As part of our GATT implementation efforts, we are closely monitoring a recent EU regulation that allows the butter and nonfat dry milk ( NDM) components of certain processed cheese to count against the EU's export subsidy schedules for these components rather than against its cheese schedule. The EU is rapidly approaching the limits for subsidized exports of cheese, in contrast to the NDM and butterfat categories where there are ample balances. By implementing this regulation, the EU relieves pressure on its more limiting export subsidy volume limitations for cheese by counting the components against its butter and NDM schedules where there is ample room.
We are concerned that this action appears to be designed to allow the EU to evade its Uruguay Round export subsidy commitments for cheese. We raised this issue at the WTO Committee on Agriculture meeting in Geneva on March 13-14, 1997. We were pleased that our concerns were shared by the delegations from Australia, New Zealand, Canada, Argentina, and Mexico.
The EU rejected the U.S. allegation that their action is a circumvention of Uruguay Round export subsidy disciplines but promised to provide additional information on this scheme.
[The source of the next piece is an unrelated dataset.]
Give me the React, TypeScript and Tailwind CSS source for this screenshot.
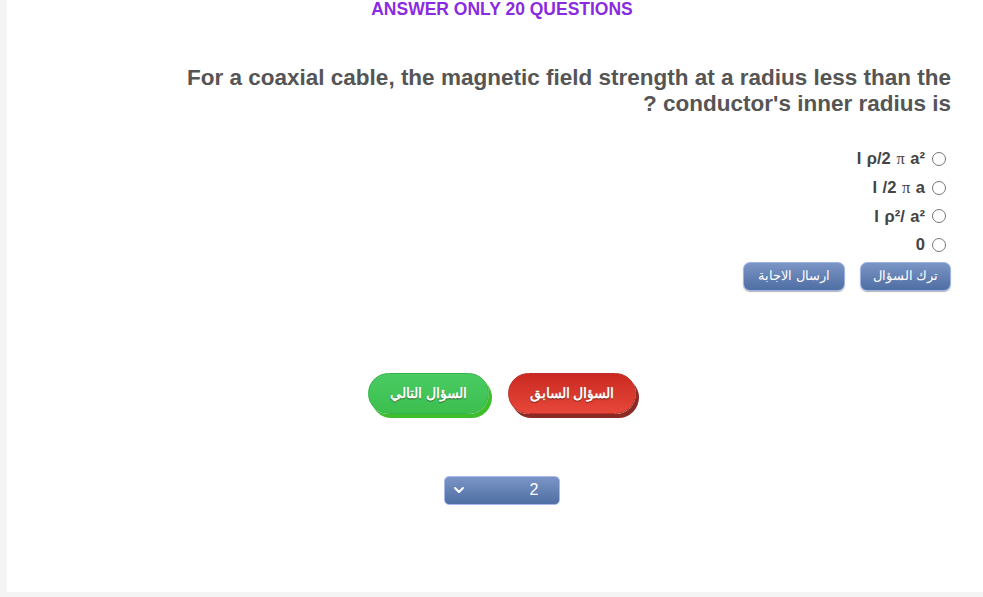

The issue will be taken up more fully at the next Committee meeting in June or September.
Mr. Chairman, as you can see, we have several major outstanding trade issues with the EU that affect our livestock products sector. We are using all available trade policy tools at our disposal, and will work relentlessly to ensure the best resolution for the American livestock sector.
Even with these problems, poultry and livestock exports continue to show remarkable growth. Increased market access, reduced trade barriers and high-quality U.S. products continue to make the livestock sector one of the shining performers in the overall U.S. agricultural export picture.
That concludes my statement, Mr. Chairman. I will be pleased to answer any questions.